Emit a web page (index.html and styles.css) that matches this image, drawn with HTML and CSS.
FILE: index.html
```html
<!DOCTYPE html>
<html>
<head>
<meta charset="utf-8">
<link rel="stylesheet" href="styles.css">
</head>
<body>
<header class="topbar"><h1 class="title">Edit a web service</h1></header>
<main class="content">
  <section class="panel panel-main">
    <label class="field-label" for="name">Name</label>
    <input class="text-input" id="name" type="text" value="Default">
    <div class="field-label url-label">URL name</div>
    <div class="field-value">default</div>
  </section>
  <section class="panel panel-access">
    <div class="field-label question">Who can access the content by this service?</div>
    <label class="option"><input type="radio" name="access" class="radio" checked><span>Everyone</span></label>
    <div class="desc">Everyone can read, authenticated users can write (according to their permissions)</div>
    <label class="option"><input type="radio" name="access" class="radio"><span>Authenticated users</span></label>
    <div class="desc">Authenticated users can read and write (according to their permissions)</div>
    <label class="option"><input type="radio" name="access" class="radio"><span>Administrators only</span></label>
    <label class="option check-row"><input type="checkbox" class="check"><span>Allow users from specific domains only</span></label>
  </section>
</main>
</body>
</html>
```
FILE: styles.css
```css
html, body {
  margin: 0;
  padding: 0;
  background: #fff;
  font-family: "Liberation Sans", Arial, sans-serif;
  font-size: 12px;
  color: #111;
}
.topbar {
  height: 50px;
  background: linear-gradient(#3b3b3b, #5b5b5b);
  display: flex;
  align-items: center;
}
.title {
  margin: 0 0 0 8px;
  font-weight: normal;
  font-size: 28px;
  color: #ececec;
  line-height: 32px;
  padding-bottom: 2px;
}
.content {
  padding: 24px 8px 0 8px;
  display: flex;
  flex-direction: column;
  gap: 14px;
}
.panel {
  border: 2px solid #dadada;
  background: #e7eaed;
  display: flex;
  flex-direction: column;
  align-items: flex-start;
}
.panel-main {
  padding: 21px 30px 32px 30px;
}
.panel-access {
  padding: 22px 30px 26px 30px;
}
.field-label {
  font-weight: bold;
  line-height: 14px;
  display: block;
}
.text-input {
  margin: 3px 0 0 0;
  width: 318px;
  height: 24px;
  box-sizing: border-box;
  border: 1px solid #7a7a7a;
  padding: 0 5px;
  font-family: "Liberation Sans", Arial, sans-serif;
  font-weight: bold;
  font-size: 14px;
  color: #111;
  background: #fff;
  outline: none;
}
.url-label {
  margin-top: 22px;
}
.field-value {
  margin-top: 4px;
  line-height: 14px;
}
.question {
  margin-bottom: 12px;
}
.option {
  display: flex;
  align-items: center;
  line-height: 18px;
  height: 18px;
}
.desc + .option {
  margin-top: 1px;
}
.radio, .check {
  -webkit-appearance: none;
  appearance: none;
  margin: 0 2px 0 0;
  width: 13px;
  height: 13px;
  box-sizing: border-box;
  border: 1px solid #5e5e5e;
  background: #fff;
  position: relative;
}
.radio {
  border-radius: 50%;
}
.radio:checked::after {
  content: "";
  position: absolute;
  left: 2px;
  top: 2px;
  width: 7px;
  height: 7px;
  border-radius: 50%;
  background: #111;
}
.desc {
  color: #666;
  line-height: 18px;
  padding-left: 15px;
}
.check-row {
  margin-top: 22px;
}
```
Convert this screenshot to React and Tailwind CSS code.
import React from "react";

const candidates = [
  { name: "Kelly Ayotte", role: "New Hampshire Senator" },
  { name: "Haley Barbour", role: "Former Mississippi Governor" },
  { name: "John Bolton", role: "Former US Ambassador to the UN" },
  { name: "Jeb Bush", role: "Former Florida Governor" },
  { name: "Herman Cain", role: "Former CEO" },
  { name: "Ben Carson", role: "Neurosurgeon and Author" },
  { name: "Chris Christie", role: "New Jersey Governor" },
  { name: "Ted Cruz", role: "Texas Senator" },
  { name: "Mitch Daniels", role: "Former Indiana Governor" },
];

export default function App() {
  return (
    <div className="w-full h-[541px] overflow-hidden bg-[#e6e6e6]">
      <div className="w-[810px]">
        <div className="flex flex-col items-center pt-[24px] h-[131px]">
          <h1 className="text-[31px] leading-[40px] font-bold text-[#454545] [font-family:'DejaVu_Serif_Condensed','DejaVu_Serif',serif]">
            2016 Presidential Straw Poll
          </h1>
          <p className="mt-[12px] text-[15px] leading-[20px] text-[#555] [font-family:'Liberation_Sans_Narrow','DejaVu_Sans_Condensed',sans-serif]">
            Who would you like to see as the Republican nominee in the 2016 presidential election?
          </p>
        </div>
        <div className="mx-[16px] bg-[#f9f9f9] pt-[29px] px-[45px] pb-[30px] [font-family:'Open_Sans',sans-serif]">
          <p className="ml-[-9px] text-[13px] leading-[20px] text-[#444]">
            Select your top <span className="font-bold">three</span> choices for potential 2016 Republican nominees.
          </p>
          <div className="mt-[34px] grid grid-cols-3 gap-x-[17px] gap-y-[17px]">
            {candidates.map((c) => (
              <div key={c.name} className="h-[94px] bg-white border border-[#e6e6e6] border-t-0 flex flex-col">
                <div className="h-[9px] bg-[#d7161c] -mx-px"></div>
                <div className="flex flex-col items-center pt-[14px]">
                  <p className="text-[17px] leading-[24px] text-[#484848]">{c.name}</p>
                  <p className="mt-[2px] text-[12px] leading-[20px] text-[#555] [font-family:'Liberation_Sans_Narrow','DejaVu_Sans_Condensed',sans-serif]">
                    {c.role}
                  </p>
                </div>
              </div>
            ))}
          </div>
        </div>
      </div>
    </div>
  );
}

--

## Problem details
Every entry should be printed again exactly as written.

## Task solution
Emit a web page (index.html and styles.css) that matches this image, drawn with HTML and CSS.
FILE: index.html
```html
<!DOCTYPE html>
<html>
<head>
<meta charset="utf-8">
<link rel="stylesheet" href="styles.css">
</head>
<body>
<header class="topbar"><h1 class="title">Edit a web service</h1></header>
<main class="content">
  <section class="panel panel-main">
    <label class="field-label" for="name">Name</label>
    <input class="text-input" id="name" type="text" value="Default">
    <div class="field-label url-label">URL name</div>
    <div class="field-value">default</div>
  </section>
  <section class="panel panel-access">
    <div class="field-label question">Who can access the content by this service?</div>
    <label class="option"><input type="radio" name="access" class="radio" checked><span>Everyone</span></label>
    <div class="desc">Everyone can read, authenticated users can write (according to their permissions)</div>
    <label class="option"><input type="radio" name="access" class="radio"><span>Authenticated users</span></label>
    <div class="desc">Authenticated users can read and write (according to their permissions)</div>
    <label class="option"><input type="radio" name="access" class="radio"><span>Administrators only</span></label>
    <label class="option check-row"><input type="checkbox" class="check"><span>Allow users from specific domains only</span></label>
  </section>
</main>
</body>
</html>
```
FILE: styles.css
```css
html, body {
  margin: 0;
  padding: 0;
  background: #fff;
  font-family: "Liberation Sans", Arial, sans-serif;
  font-size: 12px;
  color: #111;
}
.topbar {
  height: 50px;
  background: linear-gradient(#3b3b3b, #5b5b5b);
  display: flex;
  align-items: center;
}
.title {
  margin: 0 0 0 8px;
  font-weight: normal;
  font-size: 28px;
  color: #ececec;
  line-height: 32px;
  padding-bottom: 2px;
}
.content {
  padding: 24px 8px 0 8px;
  display: flex;
  flex-direction: column;
  gap: 14px;
}
.panel {
  border: 2px solid #dadada;
  background: #e7eaed;
  display: flex;
  flex-direction: column;
  align-items: flex-start;
}
.panel-main {
  padding: 21px 30px 32px 30px;
}
.panel-access {
  padding: 22px 30px 26px 30px;
}
.field-label {
  font-weight: bold;
  line-height: 14px;
  display: block;
}
.text-input {
  margin: 3px 0 0 0;
  width: 318px;
  height: 24px;
  box-sizing: border-box;
  border: 1px solid #7a7a7a;
  padding: 0 5px;
  font-family: "Liberation Sans", Arial, sans-serif;
  font-weight: bold;
  font-size: 14px;
  color: #111;
  background: #fff;
  outline: none;
}
.url-label {
  margin-top: 22px;
}
.field-value {
  margin-top: 4px;
  line-height: 14px;
}
.question {
  margin-bottom: 12px;
}
.option {
  display: flex;
  align-items: center;
  line-height: 18px;
  height: 18px;
}
.desc + .option {
  margin-top: 1px;
}
.radio, .check {
  -webkit-appearance: none;
  appearance: none;
  margin: 0 2px 0 0;
  width: 13px;
  height: 13px;
  box-sizing: border-box;
  border: 1px solid #5e5e5e;
  background: #fff;
  position: relative;
}
.radio {
  border-radius: 50%;
}
.radio:checked::after {
  content: "";
  position: absolute;
  left: 2px;
  top: 2px;
  width: 7px;
  height: 7px;
  border-radius: 50%;
  background: #111;
}
.desc {
  color: #666;
  line-height: 18px;
  padding-left: 15px;
}
.check-row {
  margin-top: 22px;
}
```
Convert this screenshot to React and Tailwind CSS code.
import React from "react";

const candidates = [
  { name: "Kelly Ayotte", role: "New Hampshire Senator" },
  { name: "Haley Barbour", role: "Former Mississippi Governor" },
  { name: "John Bolton", role: "Former US Ambassador to the UN" },
  { name: "Jeb Bush", role: "Former Florida Governor" },
  { name: "Herman Cain", role: "Former CEO" },
  { name: "Ben Carson", role: "Neurosurgeon and Author" },
  { name: "Chris Christie", role: "New Jersey Governor" },
  { name: "Ted Cruz", role: "Texas Senator" },
  { name: "Mitch Daniels", role: "Former Indiana Governor" },
];

export default function App() {
  return (
    <div className="w-full h-[541px] overflow-hidden bg-[#e6e6e6]">
      <div className="w-[810px]">
        <div className="flex flex-col items-center pt-[24px] h-[131px]">
          <h1 className="text-[31px] leading-[40px] font-bold text-[#454545] [font-family:'DejaVu_Serif_Condensed','DejaVu_Serif',serif]">
            2016 Presidential Straw Poll
          </h1>
          <p className="mt-[12px] text-[15px] leading-[20px] text-[#555] [font-family:'Liberation_Sans_Narrow','DejaVu_Sans_Condensed',sans-serif]">
            Who would you like to see as the Republican nominee in the 2016 presidential election?
          </p>
        </div>
        <div className="mx-[16px] bg-[#f9f9f9] pt-[29px] px-[45px] pb-[30px] [font-family:'Open_Sans',sans-serif]">
          <p className="ml-[-9px] text-[13px] leading-[20px] text-[#444]">
            Select your top <span className="font-bold">three</span> choices for potential 2016 Republican nominees.
          </p>
          <div className="mt-[34px] grid grid-cols-3 gap-x-[17px] gap-y-[17px]">
            {candidates.map((c) => (
              <div key={c.name} className="h-[94px] bg-white border border-[#e6e6e6] border-t-0 flex flex-col">
                <div className="h-[9px] bg-[#d7161c] -mx-px"></div>
                <div className="flex flex-col items-center pt-[14px]">
                  <p className="text-[17px] leading-[24px] text-[#484848]">{c.name}</p>
                  <p className="mt-[2px] text-[12px] leading-[20px] text-[#555] [font-family:'Liberation_Sans_Narrow','DejaVu_Sans_Condensed',sans-serif]">
                    {c.role}
                  </p>
                </div>
              </div>
            ))}
          </div>
        </div>
      </div>
    </div>
  );
}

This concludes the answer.